Tally Tribulations

Machines counting mail-in ballots: a recipe for electoral disaster?

Every vote may count in an election, but is every vote counted? A local man questions if they are, especially mail-in ballots--even as the city of Tucson is taking additional steps to ensure a vote cast is a vote tallied.

A Republican primary last year in Maricopa County illustrated problems with counting early ballots. On election night, it appeared one candidate had won a close race by four votes--but a machine recount revealed almost 500 ballots hadn't been tabulated. When they were, the election results were reversed.

Maricopa County Election Director Karen Osborne blamed the discrepancy on voters. "People at home use whatever--pen, pencil, we find crayon; we find glitter gel pens; we've found a number of things that made a mark" on a mail-in ballot, she testified during a court hearing on the case. Even though electronic vote-counting equipment has difficulty reading some of those marks, Osborne concluded: "I don't believe that the problem is in machines, but in the ballots."

Overseeing next week's Tucson election, City Clerk Kathy Detrick expects close to 50 percent of the total votes cast will be on early ballots, up from less than 40 percent two years ago.

Detrick has experienced her own difficulties with these mail-in ballots. "Voters who mark in red, or don't fill in the oval, or perhaps circle a name, that's human error," she said. "When they don't follow the instructions, there is only so much you can do."

But to verify that its machine count of ballots matches the actual total, beginning with September's primary, Detrick's office instituted a new election-night procedure. Random stacks of early ballots were counted by hand, and the results were compared with the machine results.

"It actually did come out," Detrick declared of the verification process. "If it didn't, we wanted to know."

In Maricopa County, which used a different company's machines than those employed in Tucson, significant variations in vote counting occurred during the aforementioned election. Largely based on that result, Thomas Ryan, a retired Tucson electronic engineer, took Arizona Secretary of State Jan Brewer to court.

Ryan, founder of Arizona Citizens for Fair Elections, hopes Judge John Davis will order Brewer to quickly comply with a state law. His attorney, Bill Risner, argued in a 4 1/2-hour court hearing two weeks ago that in 2003, the state Legislature directed the Secretary of State to develop standards to decertify vote counting machines which didn't operate properly. Two years later, Risner said, "She's still done nothing."

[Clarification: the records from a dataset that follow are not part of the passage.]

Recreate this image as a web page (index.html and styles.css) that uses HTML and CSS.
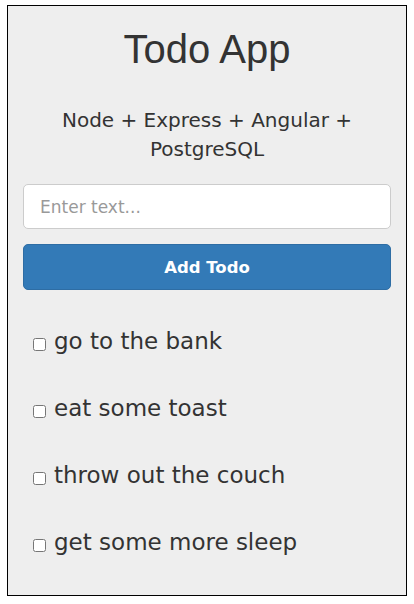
FILE: index.html
```html
<!DOCTYPE html>
<html>
<head>
<meta charset="utf-8">
<link rel="stylesheet" href="styles.css">
</head>
<body>
<div class="app">
  <h1 class="title">Todo App</h1>
  <p class="subtitle">Node + Express + Angular + PostgreSQL</p>
  <form class="form">
    <input class="field" type="text" placeholder="Enter text...">
    <button class="btn" type="button">Add Todo</button>
  </form>
  <ul class="todos">
    <li class="todo"><input class="check" type="checkbox"><span>go to the bank</span></li>
    <li class="todo"><input class="check" type="checkbox"><span>eat some toast</span></li>
    <li class="todo"><input class="check" type="checkbox"><span>throw out the couch</span></li>
    <li class="todo"><input class="check" type="checkbox"><span>get some more sleep</span></li>
  </ul>
</div>
</body>
</html>
```
FILE: styles.css
```css
html, body {
  margin: 0;
  background: #fff;
}
.app {
  margin: 5px 7px 0 7px;
  height: 591px;
  border: 1px solid #000;
  background: #eee;
  box-sizing: border-box;
  width: 400px;
  padding: 0 15px;
  font-family: "DejaVu Sans", sans-serif;
  color: #333;
}
.title {
  margin: 20px 0 0;
  text-align: center;
  font-family: "Liberation Sans", Arial, sans-serif;
  font-weight: 400;
  font-size: 40px;
  line-height: 46px;
}
.subtitle {
  margin: 34px 0 0;
  text-align: center;
  font-size: 20px;
  line-height: 29px;
}
.form {
  margin-top: 20px;
  display: flex;
  flex-direction: column;
  gap: 15px;
}
.field {
  height: 45px;
  box-sizing: border-box;
  border: 1px solid #ccc;
  border-radius: 5px;
  background: #fff;
  padding: 0 16px;
  font-family: "DejaVu Sans", sans-serif;
  font-size: 17px;
  color: #555;
  outline: none;
}
.field::placeholder {
  color: #999;
}
.btn {
  height: 46px;
  border: 1px solid #2e6da4;
  border-radius: 5px;
  background: #337ab7;
  color: #fff;
  font-family: "DejaVu Sans", sans-serif;
  font-weight: 700;
  font-size: 16.5px;
}
.todos {
  list-style: none;
  margin: 36px 0 0;
  padding: 0 0 0 10px;
  display: flex;
  flex-direction: column;
  gap: 37px;
}
.todo {
  display: flex;
  align-items: center;
  font-size: 23px;
  line-height: 30px;
}
.check {
  width: 13px;
  height: 13px;
  margin: 6px 8px 0 0;
}
```
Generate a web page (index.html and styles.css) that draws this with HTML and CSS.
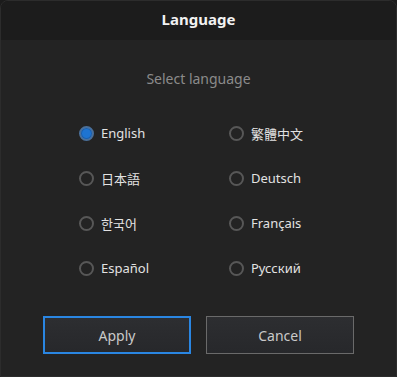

State Election Director Joseph Kanefield, standing in for Brewer, strongly disagreed. "It's simply wrong to say we haven't been doing anything," he remarked. "(The plaintiff) seems to believe a two-year delay is unreasonable. It's not. We want to do it right."

Kanefield said a consultant report was prepared, and his office is awaiting the release of a federal study. Once that is finished, Kanefield stated in an affidavit, his goal is to complete a draft decertification policy for vote-counting machines by the end of the year--but that date depends on the release of the federal report.

Lawyers from the Arizona attorney general's office, representing Brewer, also argued that it is the Legislature's job, not the court's, to establish a timeline for complying with the requirement. For that reason, they asked the suit be dismissed; that request was denied, pleasing about 20 of Ryan's supporters in the courtroom.

State Representative Ted Downing was one of those attending the hearing, and he thinks Brewer's office is dragging its feet. "If people lose faith in the (ballot-counting) machines," Downing said, "they won't vote."

Risner focused on the Maricopa County election problems. He indicated there was an 18.3 percent variation in vote-counting by one of the machines, compared to 0.2 and 1.4 percent for the other two employed in the recount.

Expanding on that point, Ryan explained that the maximum federal goal for vote-counting error was 1 in 500,000 ballot marks. But in the Maricopa County incident, the error rate was almost five times greater, at 1 in 108,000.

The judge in that case summarized the issue succinctly. "If the system is designed to tally accurate counts to show the intention of voters," he said, "then I have questions about whether it works with respect to those who file early ballots."

Risner and Ryan stressed the secretary of state relies in part on the machine's manufacturer to indicate if the vote-counting equipment is functioning properly. Plus, they said, the machines are subject to fraud, hacking and other potential electronic problems. "It's a way to stuff the ballot box without detection," Risner declared.

Obviously irritated that he had to spend a day in a Tucson courtroom, Kanefield called those statements simply allegations, as he offered a different solution. "With proper voter education," he said, "we can greatly reduce the probability (of problems)."

While a decision in the case was still pending at our press deadline, Detrick is looking forward to next week's election. She urges everyone with an early ballot to send it in, or drop it off at any polling place on Tuesday.

Addressing the mail-in vote-tallying issue, Detrick said: "I'm fairly confident (in the results). We're really interested in making certain the count is accurate."